A common byte-matching mix-up: char vs u8
In MWCC's world, a plain char is signed. That one fact bites constantly. Whenever a char value is promoted — passed to a function, used in arithmetic, returned as int — the compiler must sign-extend it first with an extsb. A u8 never sign-extends, because it is already unsigned.
Watch what happens when a byte is loaded and handed to a function that takes an int. With char, an extra extsb appears:
lbz r3, 0(r4)
extsb r3, r3 # <-- spurious: char promotes to signed int
bl scale
stb r3, 0(r31)
With u8, the loaded byte feeds the call directly — the extsb is gone:
lbz r3, 0(r4)
bl scale # no extsb: u8 is already zero-extended
stb r3, 0(r31)
The trailing stb needs no cleanup either way: a store only ever copies the low 8 bits, so writing scale's int result back through a byte pointer truncates for free — don't reach for & 0xFF, which would add a clrlwi the target doesn't have.

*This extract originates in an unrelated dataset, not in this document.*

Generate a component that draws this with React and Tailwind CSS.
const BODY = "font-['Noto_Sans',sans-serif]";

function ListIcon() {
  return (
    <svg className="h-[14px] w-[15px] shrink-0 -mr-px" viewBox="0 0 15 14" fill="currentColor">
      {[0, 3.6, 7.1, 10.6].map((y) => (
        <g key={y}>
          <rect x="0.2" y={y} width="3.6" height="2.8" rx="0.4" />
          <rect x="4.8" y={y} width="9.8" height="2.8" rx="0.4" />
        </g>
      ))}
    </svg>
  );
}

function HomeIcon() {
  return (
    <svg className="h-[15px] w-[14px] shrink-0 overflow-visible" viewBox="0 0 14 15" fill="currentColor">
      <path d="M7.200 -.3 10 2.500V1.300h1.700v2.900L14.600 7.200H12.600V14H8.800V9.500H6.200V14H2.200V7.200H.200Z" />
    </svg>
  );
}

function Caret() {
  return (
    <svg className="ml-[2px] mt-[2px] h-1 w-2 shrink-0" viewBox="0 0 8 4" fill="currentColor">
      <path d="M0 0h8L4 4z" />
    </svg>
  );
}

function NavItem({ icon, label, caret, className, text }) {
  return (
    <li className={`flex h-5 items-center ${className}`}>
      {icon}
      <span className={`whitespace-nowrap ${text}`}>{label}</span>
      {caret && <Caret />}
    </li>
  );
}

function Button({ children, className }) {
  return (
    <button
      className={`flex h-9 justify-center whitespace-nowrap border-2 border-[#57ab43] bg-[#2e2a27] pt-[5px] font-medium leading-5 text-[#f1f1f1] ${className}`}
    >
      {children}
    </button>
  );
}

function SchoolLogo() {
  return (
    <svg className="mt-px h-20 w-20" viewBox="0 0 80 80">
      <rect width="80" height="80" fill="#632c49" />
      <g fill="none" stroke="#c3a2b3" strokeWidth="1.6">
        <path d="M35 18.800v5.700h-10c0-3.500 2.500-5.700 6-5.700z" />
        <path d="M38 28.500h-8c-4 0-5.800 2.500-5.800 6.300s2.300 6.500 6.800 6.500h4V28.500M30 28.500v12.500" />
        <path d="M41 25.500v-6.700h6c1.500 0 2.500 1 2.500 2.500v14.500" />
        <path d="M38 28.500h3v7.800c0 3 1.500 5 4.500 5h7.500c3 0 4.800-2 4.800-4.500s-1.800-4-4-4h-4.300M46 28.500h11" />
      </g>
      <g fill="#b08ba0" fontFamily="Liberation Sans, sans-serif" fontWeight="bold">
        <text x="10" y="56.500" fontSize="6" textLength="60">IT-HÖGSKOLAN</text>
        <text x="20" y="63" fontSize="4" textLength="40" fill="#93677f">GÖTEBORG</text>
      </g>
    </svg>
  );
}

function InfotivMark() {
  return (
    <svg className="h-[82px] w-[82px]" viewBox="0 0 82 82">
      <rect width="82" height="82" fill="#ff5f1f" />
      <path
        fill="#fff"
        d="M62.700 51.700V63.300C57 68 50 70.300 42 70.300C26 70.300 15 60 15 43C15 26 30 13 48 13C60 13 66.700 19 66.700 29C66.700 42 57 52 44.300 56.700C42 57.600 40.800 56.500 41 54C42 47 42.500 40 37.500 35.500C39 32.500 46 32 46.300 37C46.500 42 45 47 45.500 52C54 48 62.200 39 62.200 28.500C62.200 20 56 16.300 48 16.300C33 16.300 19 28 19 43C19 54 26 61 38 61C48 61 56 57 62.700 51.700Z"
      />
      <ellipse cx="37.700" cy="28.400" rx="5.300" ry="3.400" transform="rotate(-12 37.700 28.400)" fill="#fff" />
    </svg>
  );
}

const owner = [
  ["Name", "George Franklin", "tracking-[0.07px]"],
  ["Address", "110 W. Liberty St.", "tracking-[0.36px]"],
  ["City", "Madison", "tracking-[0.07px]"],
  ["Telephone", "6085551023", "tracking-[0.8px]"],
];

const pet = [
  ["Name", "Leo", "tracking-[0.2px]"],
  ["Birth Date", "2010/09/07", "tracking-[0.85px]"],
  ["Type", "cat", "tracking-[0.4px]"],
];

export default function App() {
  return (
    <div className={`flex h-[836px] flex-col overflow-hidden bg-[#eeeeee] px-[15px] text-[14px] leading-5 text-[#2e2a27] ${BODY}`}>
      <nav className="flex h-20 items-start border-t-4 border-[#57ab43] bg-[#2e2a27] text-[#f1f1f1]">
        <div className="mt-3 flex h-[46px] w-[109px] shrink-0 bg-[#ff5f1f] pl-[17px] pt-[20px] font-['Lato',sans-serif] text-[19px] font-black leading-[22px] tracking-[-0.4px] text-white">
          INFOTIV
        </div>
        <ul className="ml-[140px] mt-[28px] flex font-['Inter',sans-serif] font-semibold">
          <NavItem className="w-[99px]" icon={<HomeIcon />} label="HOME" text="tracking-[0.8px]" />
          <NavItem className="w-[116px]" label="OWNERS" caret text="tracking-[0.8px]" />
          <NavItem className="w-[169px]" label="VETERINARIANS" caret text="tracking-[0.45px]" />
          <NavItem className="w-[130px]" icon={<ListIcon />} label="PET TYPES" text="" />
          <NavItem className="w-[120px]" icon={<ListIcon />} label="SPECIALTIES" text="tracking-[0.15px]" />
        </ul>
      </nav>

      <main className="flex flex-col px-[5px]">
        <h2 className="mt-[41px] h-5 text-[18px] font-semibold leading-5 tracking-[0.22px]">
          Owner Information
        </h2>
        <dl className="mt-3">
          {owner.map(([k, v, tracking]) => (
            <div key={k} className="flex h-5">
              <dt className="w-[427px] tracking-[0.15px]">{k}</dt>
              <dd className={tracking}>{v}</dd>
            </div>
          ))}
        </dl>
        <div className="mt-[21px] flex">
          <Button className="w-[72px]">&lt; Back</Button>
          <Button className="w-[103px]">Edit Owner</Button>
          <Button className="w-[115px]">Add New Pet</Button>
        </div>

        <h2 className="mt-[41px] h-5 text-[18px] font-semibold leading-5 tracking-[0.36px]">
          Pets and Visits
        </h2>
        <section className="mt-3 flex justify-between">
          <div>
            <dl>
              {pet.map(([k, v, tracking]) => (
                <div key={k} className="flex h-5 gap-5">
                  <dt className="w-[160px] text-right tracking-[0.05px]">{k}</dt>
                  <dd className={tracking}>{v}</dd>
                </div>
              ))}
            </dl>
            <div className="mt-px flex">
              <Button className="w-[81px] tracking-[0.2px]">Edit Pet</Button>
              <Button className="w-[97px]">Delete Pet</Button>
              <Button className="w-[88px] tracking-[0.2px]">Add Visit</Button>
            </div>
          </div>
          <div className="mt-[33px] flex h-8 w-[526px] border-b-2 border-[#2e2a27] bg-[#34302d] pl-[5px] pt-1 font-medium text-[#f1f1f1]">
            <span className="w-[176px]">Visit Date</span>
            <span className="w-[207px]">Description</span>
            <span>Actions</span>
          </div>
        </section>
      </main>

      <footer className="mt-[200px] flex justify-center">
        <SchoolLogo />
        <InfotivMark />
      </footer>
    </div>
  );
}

If your output has one stray extsb the target doesn't, the cause is almost always a char that should have been a u8. That's the key takeaway of this chapter: for a raw byte, prefer u8 over char.
Your task
Here scale takes an int. Write relay so it loads s[0], passes it to scale, and stores the result to d[0] — with no extsb. Choose your pointer types carefully.